И не случайно безусловная красавица Эуджения в «Ностальгии» – персонаж в сущности «иронический»; потому и безусловная красавица, что односторонность и, значит, ущербность: нет напряженности внутреннего диалога, пусть и не осознанного. В то же время роль матери-жены в этом фильме исполняема отнюдь не красавицей, и это, безусловно, симптоматично.

Человек, чья красота уходит в самодемонстрацию, в торжествующее возвещение умиления перед плотским совершенством как таковым, пребывает в роковом заблуждении относительно истинного масштаба жизни. Потому-то я и называю красоту, с которой работал Тарковский, бытийной красотой в противовес красоте товарной, заполонившей сегодняшний художественный рынок.

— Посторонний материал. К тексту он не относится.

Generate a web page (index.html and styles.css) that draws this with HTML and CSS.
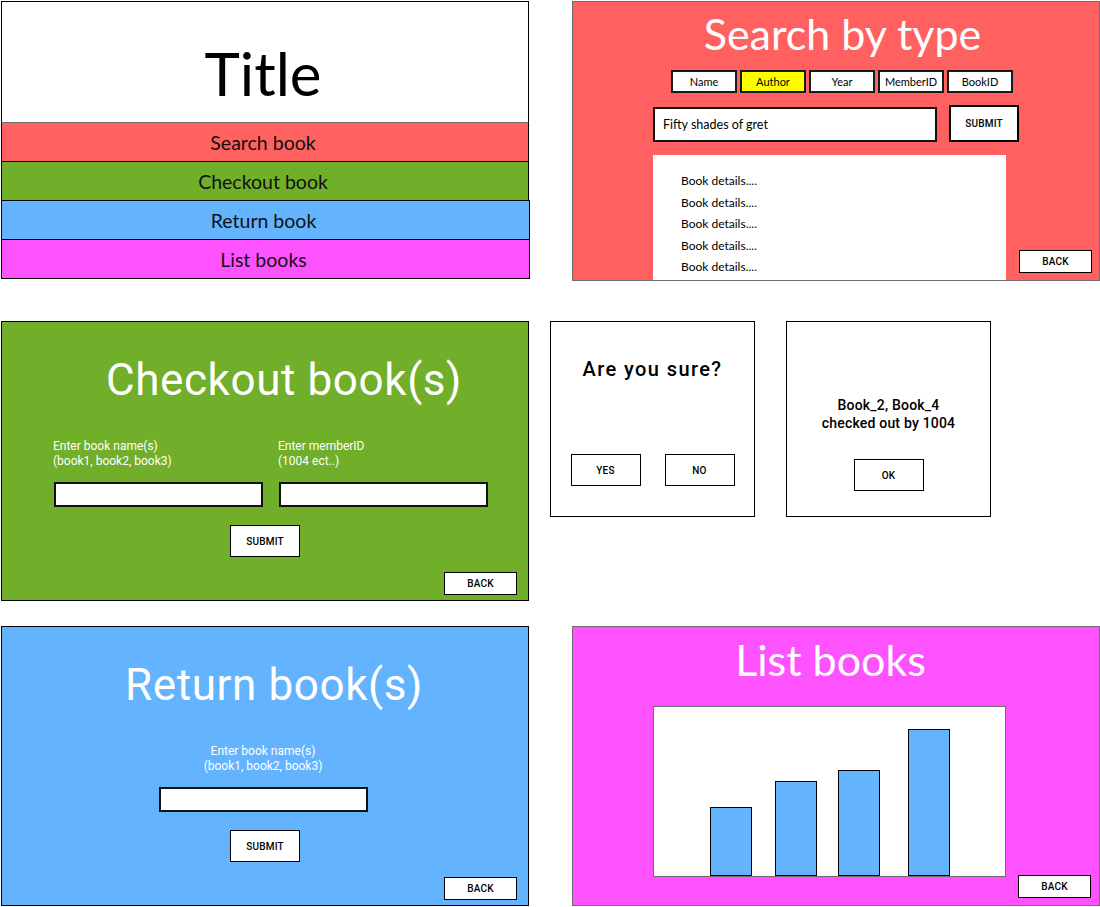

Но это уже другой разговор.

И в самом деле, Леонардо, например, ощущал естественность незавершенности подлинного художественного произведения, любимую именно старыми восточными мастерами. Многие работы Леонардо по разным причинам не завершены. Та же «Мона Лиза». Четыре года работы, и натура в возрасте двадцати шести лет неожиданно умирает. Неожиданно ли? Не писал ли Леонардо именно-таки эту мистерию жизни-смерти, разыгрывавшуюся перед ним? По какой-то причине он не расставался с этим полотном до конца своих дней.